Now in her eighth month of her third pregnancy, Mhango has vivid memories of how she delivered her first born daughter on a boat five years ago on her way to Rumphi District Hospital.
“I lost a lot of blood; I and the child survived by God’s grace. The officer at the clinic told me my situation was complicated and I needed expatriate pair of hands for safe delivery,” Mhango narrated.
Two years ago the Livingstonia synod came in to save the health crisis in the area by upgrading the clinic which had lain in shambles since its inauguration in 1962.
It now has a maternity wing and modern medical equipment, but shortage of staff remains a major problem.
As the only qualified midwife, Jere, delivers about five babies in a day and in a month he refers over ten of them to bigger facilities.
Child marriages are also rampant in Tchalo, hence the high number of first time pregnancies which according to health experts have higher obstetrical risks.
Tchalo has a persistent water problem. With its rocky and hilly topography drilling a borehole is almost impossible.

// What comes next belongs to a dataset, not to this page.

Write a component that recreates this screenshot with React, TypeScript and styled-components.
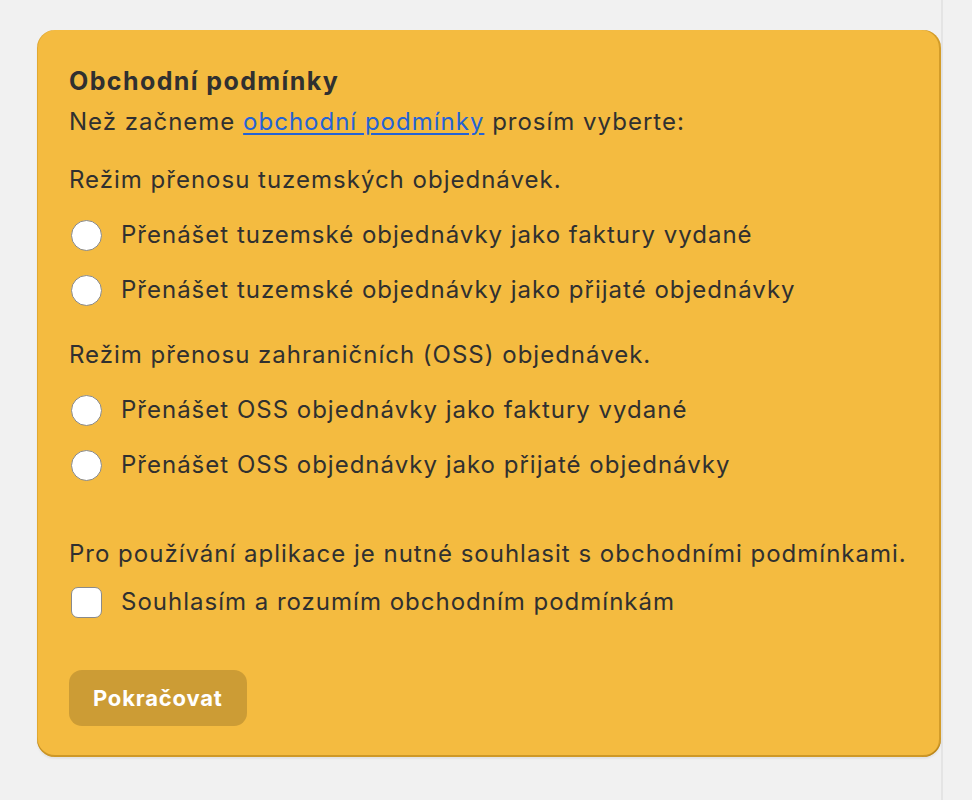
import React from "react";
import styled, { createGlobalStyle } from "styled-components";

const GlobalStyle = createGlobalStyle`
  html, body {
    margin: 0;
    padding: 0;
    background: #f1f1f1;
    font-family: Inter, "Noto Sans", "Liberation Sans", sans-serif;
    color: #303030;
  }
`;

const Page = styled.div`
  display: flex;
  min-height: 800px;
  overflow: hidden;
`;

const Main = styled.main`
  width: 904px;
  flex: 0 0 auto;
  padding: 30px 0 0 37px;
  border-right: 2px solid #e4e4e4;
`;

const Card = styled.section`
  background: #f4bb40;
  border-radius: 18px;
  padding: 35px 32px 31px;
  box-shadow:
    inset -2px 0 0 0 rgba(150, 100, 0, 0.35),
    inset 0 -2px 0 0 rgba(150, 100, 0, 0.4),
    inset 1px 0 0 0 rgba(150, 100, 0, 0.2),
    0 2px 2px rgba(0, 0, 0, 0.06);
`;

const Title = styled.h2`
  margin: 0;
  font-size: 25px;
  line-height: 32px;
  letter-spacing: 1.4px;
  font-weight: 650;
`;

const Text = styled.p<{ $top?: number }>`
  margin: ${(p) => p.$top ?? 0}px 0 0;
  font-size: 24px;
  line-height: 32px;
  letter-spacing: 1px;
  font-weight: 400;
`;

const Link = styled.a`
  color: #2463d6;
  text-decoration: underline;
  text-underline-offset: 3px;
`;

const Options = styled.div<{ $top: number }>`
  display: flex;
  flex-direction: column;
  gap: 15px;
  margin-top: ${(p) => p.$top}px;
`;

const Option = styled.label`
  display: flex;
  align-items: center;
  gap: 19px;
  height: 40px;
  padding-left: 2px;
  font-size: 24px;
  line-height: 32px;
  letter-spacing: 1px;
  cursor: pointer;
`;

const Radio = styled.input.attrs({ type: "radio" })`
  appearance: none;
  margin: 0;
  width: 31px;
  height: 31px;
  border-radius: 50%;
  background: #fff;
  border: 1px solid #8a8a8a;
  flex: 0 0 auto;
`;

const Checkbox = styled.input.attrs({ type: "checkbox" })`
  appearance: none;
  margin: 0;
  width: 31px;
  height: 31px;
  border-radius: 7px;
  background: #fff;
  border: 1px solid #8a8a8a;
  flex: 0 0 auto;
`;

const Button = styled.button`
  margin-top: 48px;
  height: 56px;
  padding: 0 24px;
  border: none;
  border-radius: 13px;
  background: #cc9c35;
  color: #fff;
  font-family: inherit;
  font-size: 22px;
  letter-spacing: 0.8px;
  font-weight: 650;
  cursor: pointer;
`;

export default function App() {
  return (
    <>
      <GlobalStyle />
      <Page>
        <Main>
          <Card>
            <Title>Obchodní podmínky</Title>
            <Text $top={9}>
              Než začneme <Link href="#">obchodní podmínky</Link> prosím vyberte:
            </Text>

            <Text $top={26}>Režim přenosu tuzemských objednávek.</Text>
            <Options $top={19}>
              <Option>
                <Radio name="domestic" />
                Přenášet tuzemské objednávky jako faktury vydané
              </Option>
              <Option>
                <Radio name="domestic" />
                Přenášet tuzemské objednávky jako přijaté objednávky
              </Option>
            </Options>

            <Text $top={29}>Režim přenosu zahraničních (OSS) objednávek.</Text>
            <Options $top={19}>
              <Option>
                <Radio name="oss" />
                Přenášet OSS objednávky jako faktury vydané
              </Option>
              <Option>
                <Radio name="oss" />
                Přenášet OSS objednávky jako přijaté objednávky
              </Option>
            </Options>

            <Text $top={53}>
              Pro používání aplikace je nutné souhlasit s obchodními podmínkami.
            </Text>
            <Options $top={12}>
              <Option>
                <Checkbox />
                Souhlasím a rozumím obchodním podmínkám
              </Option>
            </Options>

            <Button>Pokračovat</Button>
          </Card>
        </Main>
      </Page>
    </>
  );
}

The only place where people can access tap water is at the health centre where the Livingstonia synod has installed a water purification system direct from the lake which is a few metres away.
Apart from the lake, people fetch water from shallow wells and Tchalo River for household use though it fails to meet the required health standards for human consumption.
The health centre rarely has chlorine in stock to distribute to households for water treatment.
This has in turn led to increased cases of water borne infections with an average of 70 patients receiving treatment in a month, the majority of them being children below the age of five.
Unfortunately, the clinic persistently runs out of the necessary drugs to treat the infections.
Local councillor for the area Chakaka Nyirenda said recently that issues of sanitation are a problem though the area was declared Open Defecation Free (ODF) last year.
“We lack safe water for home use; our toilets are shallow since the place is covered in rocks. There is a high possibility that people might resort to using bushes and the lake to answer the call of nature,” said Nyirenda.
Statistics from the World Health Organisation reveal that 25 percent of deaths in Southern Africa result from sanitation related illnesses.
The education sector has not been spared from the challenges being faced in this secluded area.
Tchalo Primary School has a shortage of teachers because when posted to the area, teachers are unwilling to take up the challenge of serving children in this hard-to-reach area of Rumphi.
It was learnt that many teachers fail to bear the tedious routine of going into the lake for phone calls and embarking on a voyage to access salaries and many other household supplies every month on the mainland.
“Need I say that the boats that we use are not safe either, they barely have spare engines or life jackets in readiness for tragedy. So it’s a gamble and frankly I do not see fresh graduates accepting to work in places like these,” said one member of staff at the school.
Nonetheless, Tchalo remains a place of great tourism potential which government can tap into to uplift the lives of the 5000 people on the peninsula.
At the meantime, deep in their suffering people of Tchalo patiently wait for that day when those tasked with proving services assume their full responsibility and roll out development programmes that will not just change their livelihoods but also rewrite the story of the area forever.